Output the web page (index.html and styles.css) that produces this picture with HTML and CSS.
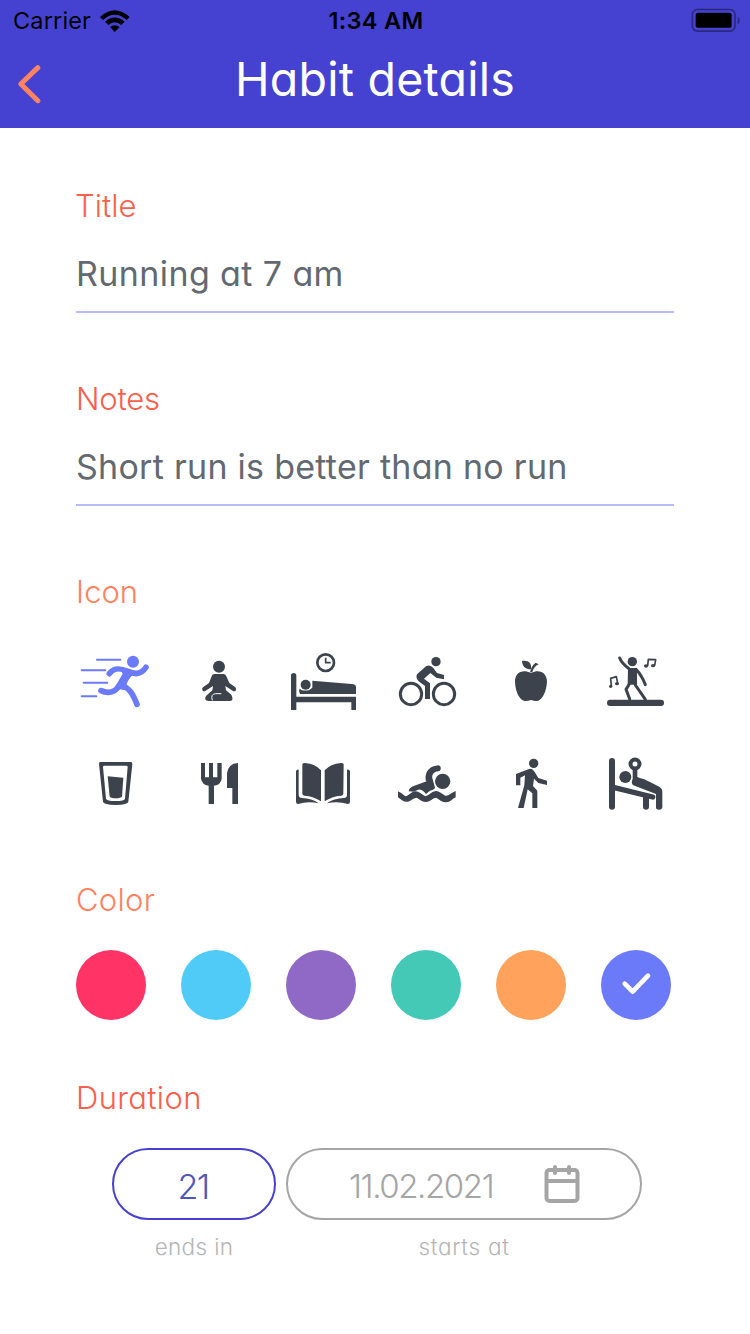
FILE: index.html
```html
<!DOCTYPE html>
<html lang="en">
<head>
<meta charset="utf-8">
<title>Habit details</title>
<link rel="stylesheet" href="styles.css">
</head>
<body>
<header class="header">
  <div class="status">
    <div class="status-left"><span class="carrier">Carrier</span>
      <svg class="wifi" viewBox="299 27 90 66"><path d="M299 48Q343 8 388 48L379 57Q343 25 308 57Z"/><path d="M314 62Q343 37 373 62L363 72Q343 55 324 72Z"/><path d="M329 78Q343 67 358 78L343 93Z"/></svg>
    </div>
    <span class="time">1:34 AM</span>
    <svg class="battery" viewBox="946 22 150 74"><rect x="950" y="26" width="128" height="65" rx="15" fill="none" stroke="#2b287b" stroke-width="5"/><rect x="960" y="36" width="108" height="45" rx="8"/><path d="M1086 48Q1092 51 1092 59T1086 70Z" fill="#2b287b"/></svg>
  </div>
  <div class="nav">
    <svg class="back" viewBox="50 192 74 120"><path d="M112 203L61 252L112 302" fill="none" stroke="#ff8360" stroke-width="15" stroke-linecap="round" stroke-linejoin="round"/></svg>
    <h1 class="heading">Habit details</h1>
    <span class="nav-end"></span>
  </div>
</header>
<main class="form">
  <section class="field"><h2 class="label label-title">Title</h2><div class="value value-title">Running at 7 am</div></section>
  <section class="field"><h2 class="label label-notes">Notes</h2><div class="value value-notes">Short run is better than no run</div></section>
  <section class="icon-section">
    <h2 class="label light label-icon">Icon</h2>
    <div class="icons">
      <svg class="icon selected" viewBox="15 6 240 240"><g class="line w6"><path d="M81 59H151M35 91H106M41 128H112M35 169H79"/></g><circle cx="189" cy="65" r="18"/><path class="line w17" d="M118 101C130 84 146 82 174 94C194 104 214 104 228 82M93 152C117 163 136 155 147 137M160 138C181 147 190 166 201 193"/><path d="M148 82L190 103Q174 118 168 138L169 151L148 148L138 136L158 101Z"/></svg>
      <svg class="icon" viewBox="327 6 240 240"><circle cx="447" cy="80" r="18"/><path d="M433 102H461Q467 102 470 111L478 129L496 142Q500 146 497 152Q493 156 488 152L466 138L468 151L484 164Q493 182 480 183H416Q400 182 408 168L427 151L429 138L407 152Q402 156 398 152Q394 146 399 142L417 129L425 109Q427 102 433 102Z"/><path d="M427 181Q421 162 437 161H454" fill="none" stroke="#fff" stroke-width="3"/></svg>
      <svg class="icon" viewBox="9 6 240 240"><circle class="line w8" cx="137" cy="68" r="25"/><path class="line w5 butt" d="M137 53V68H152"/><path d="M33 107Q33 99 41 99T49 107V170H228V210H214V187H49V210H33Z"/><circle cx="77" cy="134" r="15"/><path d="M59 146Q68 155 88 150L97 143V122L215 132Q228 133 228 141V162H60Q54 154 59 146Z"/></svg>
      <svg class="icon" viewBox="321 6 240 240"><circle class="line w9" cx="393" cy="162" r="32"/><circle class="line w9" cx="492" cy="162" r="32"/><circle cx="468" cy="65" r="14"/><path d="M411 103L438 79Q450 72 460 84L471 99L492 105V118L469 113L451 99L432 116L450 130V177H435V138L416 124Q406 114 411 103Z"/></svg>
      <svg class="icon" viewBox="3 6 240 240"><path d="M123 99C150 86 170 99 171 124C170 153 158 180 142 183Q134 184 123 180Q112 184 104 183C88 180 76 154 75 125C75 99 96 86 123 99Z"/><path d="M96 63C114 60 126 68 123 88C106 88 97 79 96 63ZM120 97Q124 78 137 68L146 73Q131 80 127 97Z"/></svg>
      <svg class="icon" viewBox="315 6 240 240"><rect x="351" y="179" width="171" height="19" rx="9"/><circle cx="427" cy="65" r="14"/><path d="M414 84H441V134H413Z"/><path class="line w9" d="M389 54Q395 70 417 86M438 88Q455 106 466 134M417 134L408 148L419 177M436 135L466 178"/><g class="line w5"><path d="M473 77L475 58L497 59L494 76M364 136L362 115L379 110L383 130"/></g><ellipse cx="468" cy="78" rx="6" ry="5"/><ellipse cx="489" cy="77" rx="6" ry="5"/><ellipse cx="362" cy="139" rx="5" ry="5"/><ellipse cx="381" cy="131" rx="6" ry="5"/></svg>
      <svg class="icon" viewBox="15 -3 240 240"><path fill-rule="evenodd" d="M90 51H183Q187 51 187 57L175 170Q174 179 137 180Q100 179 99 170L87 57Q87 51 90 51ZM99 66L108 161Q110 168 137 168T165 161L173 66Q173 62 169 62H103Q99 62 99 66Z"/><path d="M113 94L160 98L156 155Q153 159 137 160Q121 159 119 155Z"/></svg>
      <svg class="icon" viewBox="327 -3 240 240"><path d="M393 54H405V97H417V54H429V97H442V54H455V101Q453 119 432 122V177H416V122Q396 119 393 101ZM504 54V177H487V129H471V85Q475 55 504 54Z"/></svg>
      <svg class="icon" viewBox="9 -3 240 240"><path d="M67 58Q68 54 75 54Q106 56 123 76V169Q102 154 73 152Q67 151 67 146ZM191 58Q190 54 183 54Q151 57 134 76V169Q155 154 184 152Q190 151 190 146ZM56 74V151Q56 158 65 159Q96 160 116 175Q84 168 54 177Q48 177 48 170V79Q49 73 56 74ZM201 74V151Q201 158 192 159Q161 160 141 175Q173 168 204 177Q210 177 210 170V79Q209 73 201 74Z"/></svg>
      <svg class="icon" viewBox="321 -3 240 240"><circle cx="488" cy="109" r="23"/><path d="M437 106C434 78 450 63 476 61Q484 64 482 73Q481 79 475 79C459 81 454 91 458 103L465 128Q463 134 450 137L438 147Q426 132 414 134L402 140L386 139Q387 127 403 122L440 109Z"/><path d="M354 139Q365 144 375 153Q381 155 388 148Q405 132 421 144L434 153Q440 155 449 147Q466 132 482 143L496 152Q504 154 514 145L527 138V157Q519 161 512 167Q498 176 482 167L469 158Q462 158 454 165Q439 176 424 167L410 158Q402 158 393 166Q380 175 366 166L354 157Z"/></svg>
      <svg class="icon" viewBox="3 -3 240 240"><circle cx="131" cy="55" r="14"/><path d="M78 87L115 73Q126 68 134 81L145 99L171 107V120L145 114L132 101L129 123L142 137V189H127V145L113 133L101 189H84L103 121L105 91L91 98V121H78Z"/></svg>
      <svg class="icon" viewBox="315 -3 240 240"><path class="line w18" d="M366 48V185M468 155V185"/><path class="line w16" d="M370 127L488 156"/><circle cx="406" cy="96" r="18"/><circle class="line w12" cx="435" cy="57" r="13.5"/><path class="line w14" d="M435 73V107"/><path d="M428 103L442 96Q451 100 463 103L508 125Q516 130 517 139V185Q517 194 507 194T498 185V147L430 121Q422 116 428 103Z"/></svg>
    </div>
  </section>
  <section class="color-section">
    <h2 class="label light label-color">Color</h2>
    <div class="colors">
      <span class="swatch red"></span><span class="swatch sky"></span><span class="swatch purple"></span><span class="swatch teal"></span><span class="swatch orange"></span>
      <span class="swatch indigo"><svg class="check" viewBox="363 60 210 210"><path d="M434 161L458 185L504 137" fill="none" stroke="#fff" stroke-width="14" stroke-linecap="round" stroke-linejoin="round"/></svg></span>
    </div>
  </section>
  <section class="duration-section">
    <h2 class="label label-duration">Duration</h2>
    <div class="pills">
      <div class="pill-col short"><div class="pill days"><span class="days-text">21</span></div><span class="hint hint-end">ends in</span></div>
      <div class="pill-col long"><div class="pill date"><span class="date-text">11.02.2021</span>
        <svg class="calendar" viewBox="0 0 36 40"><g fill="none" stroke="#a5a5a5" stroke-width="4" stroke-linecap="round" stroke-linejoin="round"><rect x="2.5" y="6" width="31" height="31" rx="3"/><path d="M3 17H33M11 3V9M25 3V9"/></g></svg></div><span class="hint hint-start">starts at</span></div>
    </div>
  </section>
</main>
</body>
</html>
```
FILE: styles.css
```css
* { box-sizing: border-box; }
body { margin: 0; width: 750px; height: 1334px; overflow: hidden; background: #fff; font-family: Inter, "Liberation Sans", sans-serif; font-feature-settings: "cv11"; }
h1, h2 { margin: 0; font-weight: 300; }
span, h1, h2, .value { white-space: nowrap; }
.header { height: 128px; background: #4642d1; }
.status { height: 40px; display: grid; grid-template-columns: 1fr auto 1fr; align-items: center; padding: 0 9px 2px 13px; font-feature-settings: normal; color: #000; }
.status-left { display: flex; align-items: center; gap: 9px; }
.carrier { font-size: 23.5px; letter-spacing: 0.15px; line-height: 42px; }
.wifi { width: 30px; height: 22px; }
.time { font-size: 23.5px; font-weight: 600; letter-spacing: 0.3px; line-height: 42px; margin-right: 2px; }
.battery { width: 50px; height: 25px; justify-self: end; margin-top: -2px; }
.nav { height: 88px; display: flex; justify-content: space-between; align-items: flex-start; padding: 0 17px; }
.back { width: 25px; height: 40px; margin-top: 24px; }
.nav-end { width: 25px; }
.heading { color: #fff; font-size: 46.5px; font-weight: 400; line-height: 56px; margin-top: 11px; letter-spacing: 0.25px; }
.form { padding: 57px 76px 0; }
.field { height: 193px; }
.label { color: #f95f4d; font-size: 31px; line-height: 42px; }
.light { color: #ff8360; }
.label-title { text-indent: -1px; }
.label-notes { letter-spacing: -0.2px; }
.label-color { letter-spacing: 0.3px; }
.label-duration { letter-spacing: 0.35px; }
.value { height: 86px; border-bottom: 2px solid #b5bcff; color: #636970; font-size: 34px; line-height: 48px; padding-top: 23px; }
.value-title { letter-spacing: 0.4px; }
.value-notes { letter-spacing: 0.27px; }
.icon-section { height: 308px; }
.icons { display: grid; grid-template-columns: repeat(6, 80px); gap: 22px 24px; margin: 29px 0 0 -1px; }
.icon { width: 80px; height: 80px; fill: #3c434d; color: #3c434d; }
.selected { fill: #6b7af9; color: #6b7af9; }
.line { fill: none; stroke: currentColor; stroke-linecap: round; stroke-linejoin: round; }
.butt { stroke-linecap: butt; }
.w5 { stroke-width: 5; }
.w6 { stroke-width: 6; }
.w8 { stroke-width: 8; }
.w9 { stroke-width: 9; }
.w12 { stroke-width: 12; }
.w14 { stroke-width: 14; }
.w16 { stroke-width: 16; }
.w17 { stroke-width: 17; }
.w18 { stroke-width: 18; }
.color-section { height: 198px; }
.colors { display: flex; gap: 35px; margin-top: 29px; }
.swatch { width: 70px; height: 70px; border-radius: 50%; flex: none; }
.check { display: block; width: 70px; height: 70px; }
.red { background: #ff3366; }
.sky { background: #50cbf7; }
.purple { background: #9069c6; }
.teal { background: #43c9b6; }
.orange { background: #ffa35c; }
.indigo { background: #6b7af9; }
.pills { display: flex; gap: 10px; margin: 29px 0 0 36px; }
.pill-col { display: flex; flex-direction: column; align-items: center; }
.short { width: 164px; }
.long { width: 356px; }
.pill { width: 100%; height: 72px; border: 2px solid #a5a5a5; border-radius: 36px; display: flex; align-items: center; color: #a5a5a5; font-weight: 300; }
.days { border-color: #4642d1; color: #5055b8; justify-content: center; font-size: 34px; letter-spacing: -1.5px; padding: 4px 2px 0 0; }
.date { padding-left: 61px; }
.date-text { width: 195px; font-size: 33px; letter-spacing: -1.4px; padding-top: 4px; }
.calendar { width: 36px; height: 40px; }
.hint { color: #b5b5b5; font-size: 22.5px; font-weight: 300; line-height: 30px; margin-top: 12px; }
.hint-end { letter-spacing: 0.35px; }
.hint-start { letter-spacing: 0.7px; }
```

·····

Instructions to follow ▸ Go through the data above and find the lines with the word "index". Copy each of those lines.

Exercise result ▸
Output the web page (index.html and styles.css) that produces this picture with HTML and CSS.
FILE: index.html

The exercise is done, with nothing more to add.